Socrates, the great Greek philosopher, was once stopped by an acquaintance as he passed
through the markets. “I’ve something important to tell you,” he said. “It’s about your friend.”
“That’s very kind of you,” Socrates said. “But, don’t tell me just yet. I run all information
through the Three Filters Test to ascertain if I want to know it.” The man looked somewhat
puzzled as Socrates continued, “First is the filter of truth. Whatever you want to tell me, have
you seen or witnessed it first-hand?” “Umm…I actually heard it from someone,” the man said,
“and, it is from a trusted source.” “Alright. But that does not pass my first test,” Socrates added,
“since you don’t know whether it’s true.”
“Second is the filter of goodness. Is that a good statement you want to make about my
friend?” “Not really. That’s the reason I wanted—” Socrates interjected, “So, you want to tell me
something bad about someone but don’t know if it’s true.”

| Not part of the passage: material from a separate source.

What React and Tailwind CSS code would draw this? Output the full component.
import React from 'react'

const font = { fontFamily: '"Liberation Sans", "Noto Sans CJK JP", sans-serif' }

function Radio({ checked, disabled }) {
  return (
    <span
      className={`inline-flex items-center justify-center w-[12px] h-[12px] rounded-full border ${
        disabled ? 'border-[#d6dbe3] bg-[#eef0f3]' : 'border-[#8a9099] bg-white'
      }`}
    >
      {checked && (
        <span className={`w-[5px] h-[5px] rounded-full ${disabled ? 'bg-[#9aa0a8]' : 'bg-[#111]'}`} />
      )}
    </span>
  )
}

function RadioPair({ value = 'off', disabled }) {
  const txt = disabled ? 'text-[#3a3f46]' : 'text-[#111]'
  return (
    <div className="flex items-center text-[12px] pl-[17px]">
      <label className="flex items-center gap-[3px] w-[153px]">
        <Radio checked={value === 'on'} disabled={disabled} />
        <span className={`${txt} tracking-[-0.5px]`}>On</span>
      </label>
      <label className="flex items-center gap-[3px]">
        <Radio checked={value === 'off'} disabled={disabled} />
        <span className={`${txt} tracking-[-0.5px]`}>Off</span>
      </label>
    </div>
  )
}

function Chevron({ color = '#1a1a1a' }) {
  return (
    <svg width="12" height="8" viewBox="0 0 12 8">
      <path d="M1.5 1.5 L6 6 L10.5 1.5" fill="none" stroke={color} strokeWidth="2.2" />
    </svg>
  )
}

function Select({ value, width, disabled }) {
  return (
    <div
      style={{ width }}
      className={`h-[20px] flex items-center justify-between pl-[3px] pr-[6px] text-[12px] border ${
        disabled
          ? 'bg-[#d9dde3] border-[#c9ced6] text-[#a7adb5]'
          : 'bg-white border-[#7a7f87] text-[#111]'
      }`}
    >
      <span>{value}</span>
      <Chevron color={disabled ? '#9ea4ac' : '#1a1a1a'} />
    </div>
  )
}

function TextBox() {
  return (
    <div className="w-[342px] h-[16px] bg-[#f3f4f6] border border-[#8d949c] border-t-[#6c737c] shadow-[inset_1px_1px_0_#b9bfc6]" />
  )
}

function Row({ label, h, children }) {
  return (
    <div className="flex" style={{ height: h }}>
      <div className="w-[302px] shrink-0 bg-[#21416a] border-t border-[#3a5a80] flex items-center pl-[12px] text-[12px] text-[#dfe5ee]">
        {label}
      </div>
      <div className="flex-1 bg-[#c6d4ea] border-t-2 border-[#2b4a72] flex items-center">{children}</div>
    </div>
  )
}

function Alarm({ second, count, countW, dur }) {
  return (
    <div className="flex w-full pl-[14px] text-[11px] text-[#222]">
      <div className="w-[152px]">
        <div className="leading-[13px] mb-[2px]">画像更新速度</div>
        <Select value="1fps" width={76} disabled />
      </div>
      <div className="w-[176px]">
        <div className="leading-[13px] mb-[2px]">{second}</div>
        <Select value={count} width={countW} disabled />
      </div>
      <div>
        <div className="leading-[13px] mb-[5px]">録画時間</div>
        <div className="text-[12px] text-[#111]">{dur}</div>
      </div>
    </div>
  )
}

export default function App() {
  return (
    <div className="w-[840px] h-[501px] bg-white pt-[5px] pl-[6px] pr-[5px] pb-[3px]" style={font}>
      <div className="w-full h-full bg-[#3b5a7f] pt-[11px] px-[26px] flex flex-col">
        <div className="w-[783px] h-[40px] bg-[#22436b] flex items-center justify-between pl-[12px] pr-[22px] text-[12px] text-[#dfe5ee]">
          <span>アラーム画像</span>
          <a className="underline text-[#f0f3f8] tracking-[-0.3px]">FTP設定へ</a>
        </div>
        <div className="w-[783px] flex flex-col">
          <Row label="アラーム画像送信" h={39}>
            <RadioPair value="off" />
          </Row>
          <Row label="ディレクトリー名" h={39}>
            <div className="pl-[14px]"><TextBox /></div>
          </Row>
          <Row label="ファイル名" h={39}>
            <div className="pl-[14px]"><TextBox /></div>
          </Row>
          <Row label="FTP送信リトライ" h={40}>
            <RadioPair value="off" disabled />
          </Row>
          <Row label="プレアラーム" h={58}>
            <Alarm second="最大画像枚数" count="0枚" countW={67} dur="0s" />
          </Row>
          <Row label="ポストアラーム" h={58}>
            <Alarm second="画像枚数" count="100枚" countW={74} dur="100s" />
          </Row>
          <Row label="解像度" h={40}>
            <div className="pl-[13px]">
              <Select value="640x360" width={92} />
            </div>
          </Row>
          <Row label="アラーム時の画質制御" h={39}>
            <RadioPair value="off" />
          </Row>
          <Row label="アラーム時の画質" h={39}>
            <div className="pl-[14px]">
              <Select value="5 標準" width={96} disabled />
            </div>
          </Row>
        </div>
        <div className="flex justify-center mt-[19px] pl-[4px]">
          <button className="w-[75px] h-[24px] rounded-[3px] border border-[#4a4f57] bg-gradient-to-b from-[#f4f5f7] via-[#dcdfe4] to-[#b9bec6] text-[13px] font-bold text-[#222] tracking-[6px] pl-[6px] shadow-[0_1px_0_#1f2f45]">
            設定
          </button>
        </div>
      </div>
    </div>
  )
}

“The last is the filter of utility.” He continued, “Your statement about my friend, is that
going to be useful to me?” “Not really as such. I just wanted to share” “Well, if the information
is not necessarily true, it is not good, and, it is of no use,” Socrates concluded, “please, I don’t
want to know about it.”
The tongue is a small member that can cause big trouble (James 3:5-6). In Matthew
12:33-34, Jesus taught us that we will be known by our fruit, and the mouth bears the fruit of the
heart. I think all of us could do a better job of guarding our tongue. As Christians, there needs to
be a lot more thinking before we speak, and the words we speak need to be spoken in love.